Many companies have tried to solve the problem of simulation scale, including leading games engines, cloud providers, games studios and deep tech start-ups. All have failed so far to deliver a platform that can properly support a large-scale commercial game simulation and today it remains a big unsolved problem.
Limitations of the Current Approach
Most of the attempts to increase simulation scale beyond the limits of a single game instance have used a technique called spatial partitioning.
This approach works on the premise that instead of having multiple 40–100 player rooms, games are hosted on individual servers by breaking up 3-dimensional spaces into a 2-dimensional grid where each of the tiles is simulated by a server node.
As the scale of the simulation expands, additional resources are allocated using space partitioning data structures such as binary space partitioning trees, quadtrees and octrees. This means that cloud servers can be dynamically scaled up and down to support the change in simulation complexity. However, as the simulation scales — each tile needs to be synchronised at every tick of the game’s loop (i.e. 25 times per second) in order to maintain the simulation’s consistent reality.
Companies such as Improbable drove a lot of excitement in the games development industry when they first deployed their SpatialOS platform (now rebranded M²) into the cloud. And they did achieve a 10x increase in scale over what is possible in a full physics game simulation within a games engine like Unreal or Unity.
Hadean (note: my MetaGravity founder Rashid Mansoor was the founder of Hadean between 2015 and 2021) proved it was possible to achieve a 15x improvement in scale over Improbable by building a spatial partitioning engine on top of the highly scalable cloud compute platform Hadean OS.
In 2019 Hadean successfully demonstrated 14,000+ live globally-networked players in a single game environment with CCP Games for Eve Aether Wars, which today remains the world record for live players in a single game instance.
Problem solved then?
Unfortunately not. Although the solution is logical and elegant in principle, it has actually proven to be extremely difficult to execute a spatial partitioning model in practice. And no games have ever been commercially released or supported on this model.

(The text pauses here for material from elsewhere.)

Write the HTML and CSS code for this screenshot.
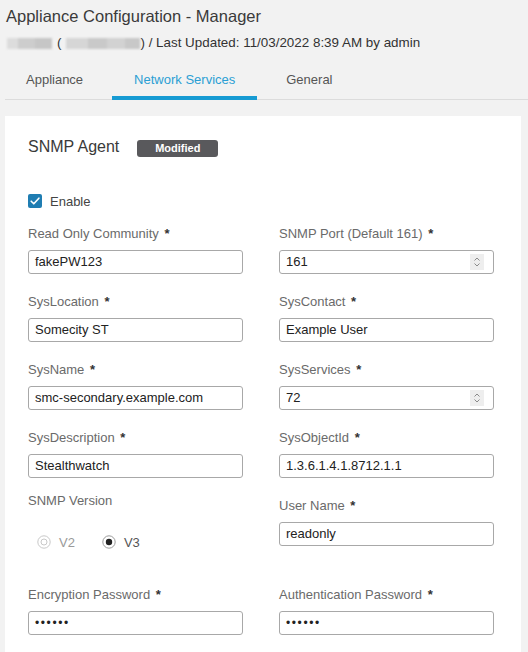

There are 4 core reasons for this:
- Data synchronisation burden: Partitioning a game spatially is naive to understanding what is going on within the game: it’s a blind decision just to split up the game on 2-dimensional spatial lines. To ensure consistency, the game needs to be pessimistically synchronised about 25 times per second across the entire grid of servers. Every tile needs to be synchronised with its neighbours as well as transitively with every other spatial tile across the entire game. This means that as the game scales, the data synchronisation burden grows exponentially. There are also difficult edge cases — such as the sniper problem, the movement of groups of objects over grid intersections, and the presence of physical objects such as walls over spatial grid boundaries. All of this ultimately limits the scale of the simulation by the laws of physics, speed of light and network latency, and also makes the spatial partitioning approach extremely expensive as it limits the scalability of the simulation.

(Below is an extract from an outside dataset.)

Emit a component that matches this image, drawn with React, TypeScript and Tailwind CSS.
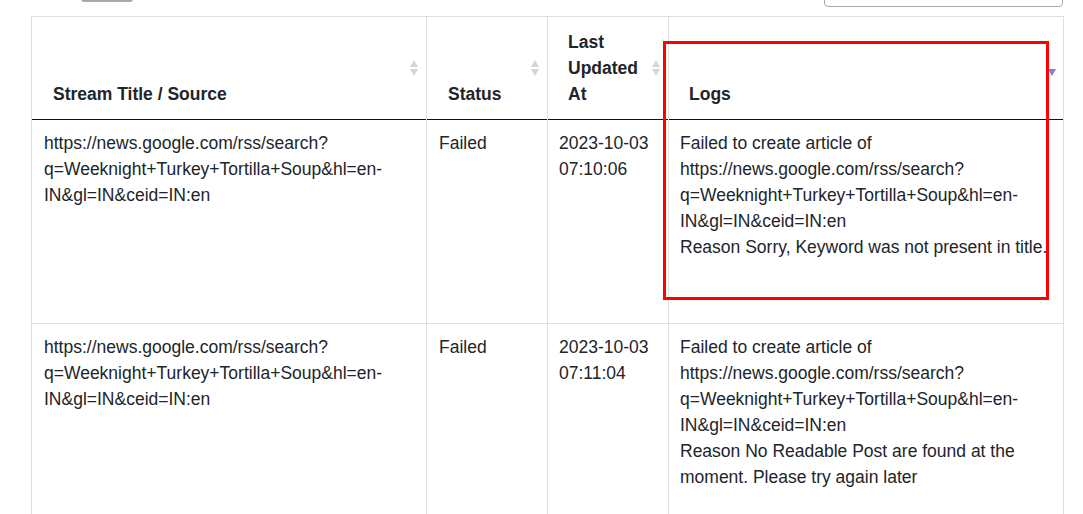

- Scale: Spatial partitioning redefined the limits of scale above what is possible within games engines, but only to thousands of participants or 10 to 150 times the 40–100 user limits of a games engine. This has forced tradeoffs between concurrent users, AI complexity, the level of persistent interactive objects in the world, the real-physics complexity of the gameplay, and the fidelity and resolution of the graphics, as the total compute budget for the game is always limited. The future requirements of MMORPGs and the metaverse far far exceeds this level of simulation scale.
- Cost: Spatial partitioning has turned out to be much more expensive by a factor of up to 10–300x (on an average cost per user per month basis) over existing multiplayer networking solutions. With spatial partitioning platforms, the costs get exponentially higher as scale limits are pushed. Games publishers therefore make less profit as games scale with spatial partitioning — which may explain the games industry’s historic sometimes lack of enthusiasm for creating new games experiences that push simulation scale boundaries.
- Ease-of-use: All existing spatial partitioning platforms require games to be rebuilt by studio teams writing lower level code outside of the major game engine development environments. It turns out that the game logic and the data structures required to execute a game on a 2D-grid spatial partitioning platform is unnatural for the way games are built in games engines, so significant rebuild work is always going to be required. It has been near-impossible to port over an existing game to a spatial partitioning platform or where game development has already started. This has drastically limited the market potential for this technology approach.
A new approach to distributed cloud gaming infrastructure is required
Due to these limitations, spatial partitioning will only ever be a partial solution to game simulation scale. Rendering workarounds are possible to give the impression of scale, but these force tradeoffs between proper physics gameplay, avatar complexity and game resolution. Even a near-perfect engineering deployment of a spatial partitioning model will still have the same technical scale constraints that can never be resolved and cloud operating costs and energy consumption will always prove to be uneconomic.
The games development and metaverse industries urgently need a new solution to simulation scale: one that is based on new mathematics breakthroughs along with a solution that also solves the linked cloud operating cost, electricity consumption, climate impact and ease-of-use limitations of the past.
Once the scale and cost problems are properly solved, games developers will start creating amazing experiences that we have not even dreamed of yet and the ecosystem of new innovation in metaverse gaming experiences will flourish.